2023 Latest Caselaw 4328 Guj

Citation : 2023 Latest Caselaw 4328 Guj
Judgement Date : 12 June, 2023

Gujarat High Court
Prashantbhai Shanabhai Patel vs Gujarat State Cooperative And ... on 12 June, 2023
Bench: Mauna M. Bhatt
       C/SCA/5738/2023                            ORDER DATED: 12/06/2023




             IN THE HIGH COURT OF GUJARAT AT AHMEDABAD

               R/SPECIAL CIVIL APPLICATION NO. 5738 of 2023

==========================================================
                 PRASHANTBHAI SHANABHAI PATEL
                             Versus
     GUJARAT STATE COOPERATIVE AND RURAL DEVELOPMENT BANK
                              LTD.
==========================================================
Appearance:
MR MA KHARADI(1032) for the Petitioner(s) No. 1
for the Respondent(s) No. 1,2
==========================================================

 CORAM:HONOURABLE MRS. JUSTICE MAUNA M. BHATT

                             Date : 12/06/2023

                              ORAL ORDER

1. This petition is filed challenging an order of penalty dated 24.10.2013, whereby the petitioner has been placed in a lower grade of Supervisor from junior officer grade-2. Further under order dated 15.11.2013, the pay of the petitioner has been fixed in the lower grade of Supervisor.
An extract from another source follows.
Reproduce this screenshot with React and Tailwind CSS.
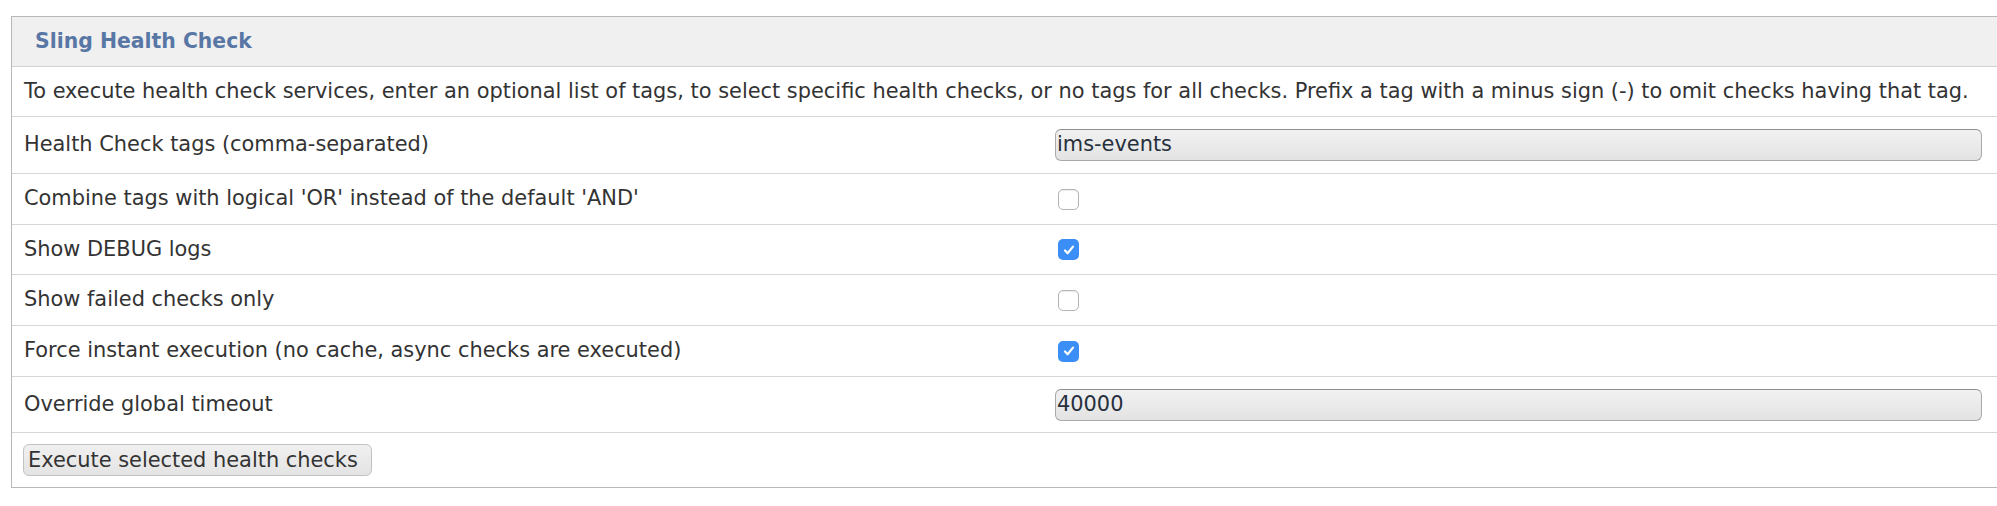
import React from 'react';

const rows = [
  { label: 'Health Check tags (comma-separated)', type: 'text', value: 'ims-events', h: 'h-[57px]' },
  { label: "Combine tags with logical 'OR' instead of the default 'AND'", type: 'check', checked: false, h: 'h-[51px]' },
  { label: 'Show DEBUG logs', type: 'check', checked: true, h: 'h-[50px]' },
  { label: 'Show failed checks only', type: 'check', checked: false, h: 'h-[51px]' },
  { label: 'Force instant execution (no cache, async checks are executed)', type: 'check', checked: true, h: 'h-[51px]' },
  { label: 'Override global timeout', type: 'text', value: '40000', h: 'h-[56px]' },
];

function Checkbox({ checked }) {
  if (checked) {
    return (
      <div className="ml-[3px] w-[21px] h-[21px] rounded-[5px] bg-[#3a8ef6] flex items-center justify-center">
        <svg width="14" height="14" viewBox="0 0 14 14" fill="none">
          <path d="M3 7.5l2.6 2.8L11 3.6" stroke="#fff" strokeWidth="2.2" strokeLinecap="round" strokeLinejoin="round" />
        </svg>
      </div>
    );
  }
  return <div className="ml-[3px] w-[21px] h-[21px] rounded-[5px] bg-white border-[1.5px] border-[#b4b4b4] shadow-[inset_0_1px_1px_rgba(0,0,0,0.08)]" />;
}

function TextField({ value }) {
  return (
    <div className="w-[927px] h-[32px] rounded-[6px] border border-[#a9a9a9] border-t-[#8e8e8e] bg-gradient-to-b from-[#f1f1f1] to-[#e3e3e3] flex items-center pl-px text-[#26303c]">
      {value}
    </div>
  );
}

export default function App() {
  return (
    <div className="w-full h-[506px] overflow-hidden bg-white pt-4 pl-[11px] text-[20.9px] text-[#333] font-['DejaVu_Sans',Verdana,sans-serif]">
      <div className="w-[2000px] border border-[#b8b8b8]">
        <div className="h-[50px] bg-[#f0f0f0] border-b border-[#d2d2d2] flex items-center pl-[23px] font-bold text-[#5877a5] text-[20.4px]">
          Sling Health Check
        </div>
        <div className="h-[50px] border-b border-[#d6d6d6] flex items-center pl-3">
          To execute health check services, enter an optional list of tags, to select specific health checks, or no tags for all checks. Prefix a tag with a minus sign (-) to omit checks having that tag.
        </div>
        {rows.map(row => (
          <div key={row.label} className={`${row.h} border-b border-[#d6d6d6] flex items-center`}>
            <div className="w-[1042px] pl-3">{row.label}</div>
            <div className="flex items-center pl-px">
              {row.type === 'text' ? <TextField value={row.value} /> : <Checkbox checked={row.checked} />}
            </div>
          </div>
        ))}
        <div className="h-[54px] flex items-center pl-[11px]">
          <button className="w-[349px] h-[32px] px-1 text-left rounded-[6px] border border-[#c2c2c2] bg-gradient-to-b from-[#f0f0f0] to-[#e4e4e4] text-[#333] leading-none whitespace-nowrap">
            Execute selected health checks
          </button>
        </div>
      </div>
    </div>
  );
}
Aggrieved by both these orders, present petition is filed.

2. Facts, in brief, are as under:

The petitioner joined the service with the respondent- bank on 16.05.1988, as a Clerk on ad-hoc basis. Thereafter, the service of the petitioner was regularised and was promoted to the post of Supervisor in the year 1999 and posted at Dahod. While working as Branch Manager Dahod, he was served with the Show Cause Notice dated 15.01.2013 alleging

C/SCA/5738/2023 ORDER DATED: 12/06/2023

misappropriation, by not depositing the amount of Certificates in their respective accounts. In the show cause, the petitioner was put to notice that why action may not be initiated against him as per Staff Rule No. 35. However, before he could reply, he has been suspended from his service by an order dated 31.01.2013 with immediate effect. The head quarter was fixed at Rajkot. While he was posted at Rajkot office, he was served with second Show Cause Notice dated 18.03.2013 and on 09.04.2013, he was served with charge-sheet. Against the charge-sheet, the petitioner was directed to provide his explanation within ten days. The petitioner was under suspension during this period. The petitioner responded to the charge-sheet by reply dated 14.05.2013. Appointment of Inquiry Officer was made vide order dated 18.06.2013. Inquiry Officer passed an order holding the charges as proved. After the Inquiry Officer's Report, the petitioner was served with second Show Cause Notice dated 13.09.2013, proposing lowering of his grade as also reduction of three increments with permanent effect. The petitioner replied to the second Show Cause Notice by reply dated 24.09.2013. It was case of the petitioner that the inquiry was conducted in cryptic manner and a stigma has been unnecessarily cast without taking in to consideration his long spotless career. Therefore, request was made to restore the earlier position and to reconsider the order of penalty. However, an order dated

C/SCA/5738/2023 ORDER DATED: 12/06/2023

24.10.2013 was passed confirming the penalty of lowering in grade of supervisor as well as withholding of three increments with permanent effect. Aggrieved by the same this petition is filed.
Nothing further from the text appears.